For this vision to be realized, we must continue investing in the foundations of quality data and digital systems. We hold AI tools to the same rigorous standards and accountability frameworks that guide other health investments, supporting countries in adopting tools that are tailored to their existing systems and maturity. While AI has incredible potential, it is also a completely new way of operating that needs to be introduced through secure, reasoned, ethical, evidence-based scaling.

Countries with basic digital infrastructure – such as reliable power, health facility-level connectivity and digitized patient registers – can already implement simple AI tools. These include: triage chatbots, dashboard stock-out alerts or AI-driven text message reminders.

As the digital systems of a country mature, more advanced applications can be deployed, such as predictive surveillance, automated image diagnostics and optimized healthcare administration and workforce productivity apps.
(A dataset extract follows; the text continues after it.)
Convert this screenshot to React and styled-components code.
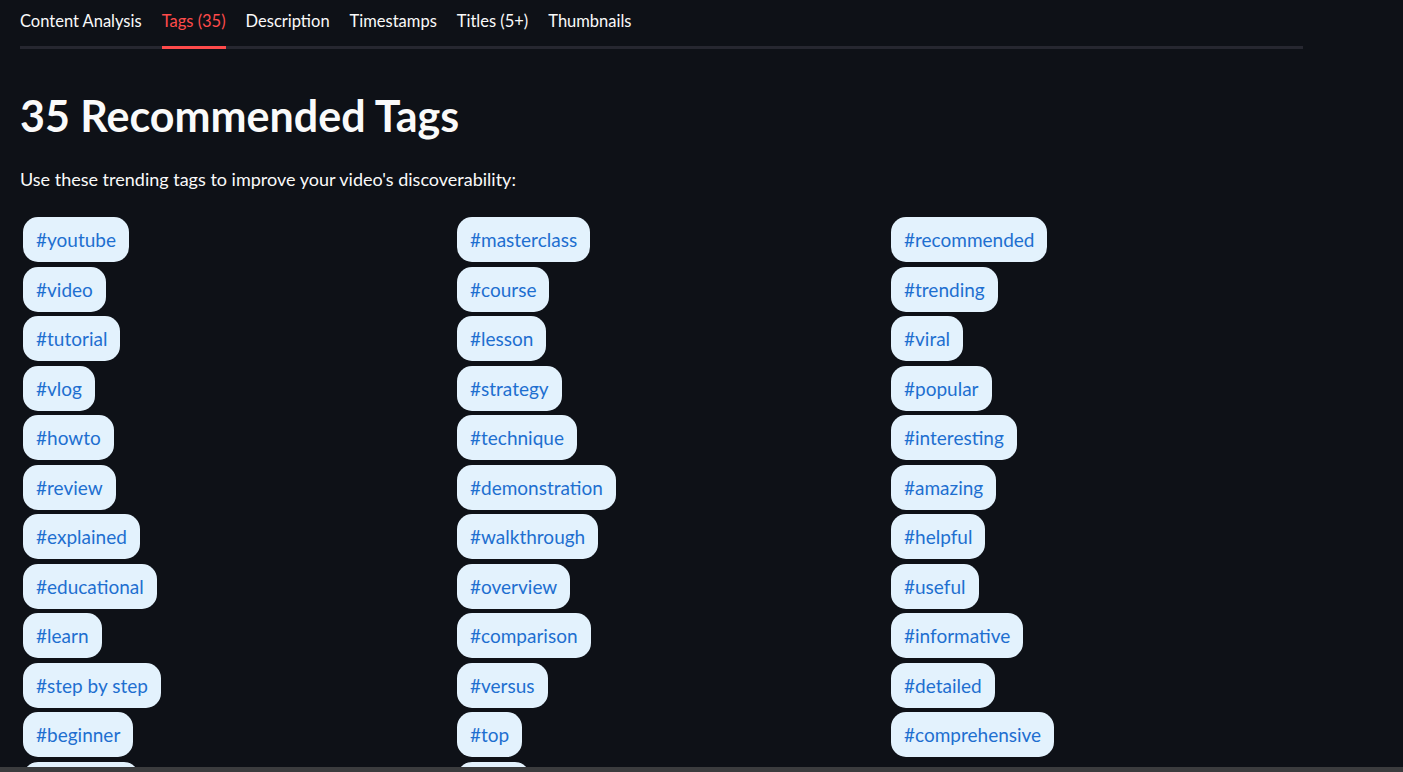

Countries further along the maturity curve – with interoperable national health information exchanges, stable broadband and maintenance budgets – can consider advanced analytics, such as real-time outbreak forecasting or precision resource allocation models.

This staged approach ensures each country advances in its use of AI at a pace it can sustain and scale; the availability of a robust basic digital infrastructure is what enables Rwanda to use its Mpox skin image detection AI tool.

Despite the obvious benefits of these investments, lower-income countries face high borrowing costs and constrained budgets. Concessional financing and grants from multilaterals can be supported by mobilizing pooled funds, securing preferential pricing on hardware and software and aligning institutional financing with national digital-health strategies and data standards.

By underwriting shared infrastructure, such as solar-powered servers, regional analytics hubs or last-mile networks, these institutions absorb much of the initial risk, giving countries the runway they need to integrate AI into public systems, without shouldering the full financial burden up front. Of course, these must enable countries to take clear ownership and facilitate full sustainability, regardless of the initial funding source.

To harness the power of AI for global health, institutional funders and governments can adopt these four key principles:

1. Assess readiness against maturity

Evaluate every AI proposal based on where a given country sits on digital maturity and financial readiness curves.

2. Phase ambition

Match the complexity of AI use cases to maturity levels. Start with simple tools, then extend to advanced AI as systems and budgets strengthen.

3. Mandate public–private co-investment

The major AI innovations are driven by the private sector. Design funding so that governments, multilateral funding institutions and private partners share costs, expertise and risk and operate in a functional and sustainable digital marketplace.

4. Plan for ownership at each stage

Define clear handover roadmaps that guide the transition from pilot to scaled platform, aligned with each phase of maturity.

When AI adoption matches a country’s evolving capacity and when multilateral funders convene all actors to share risk and build shared infrastructure, we unlock technology’s true promise: smarter, more equitable health systems that can both end major diseases and endure. It’s time to move beyond novelty towards solutions that work at scale and leave no one behind.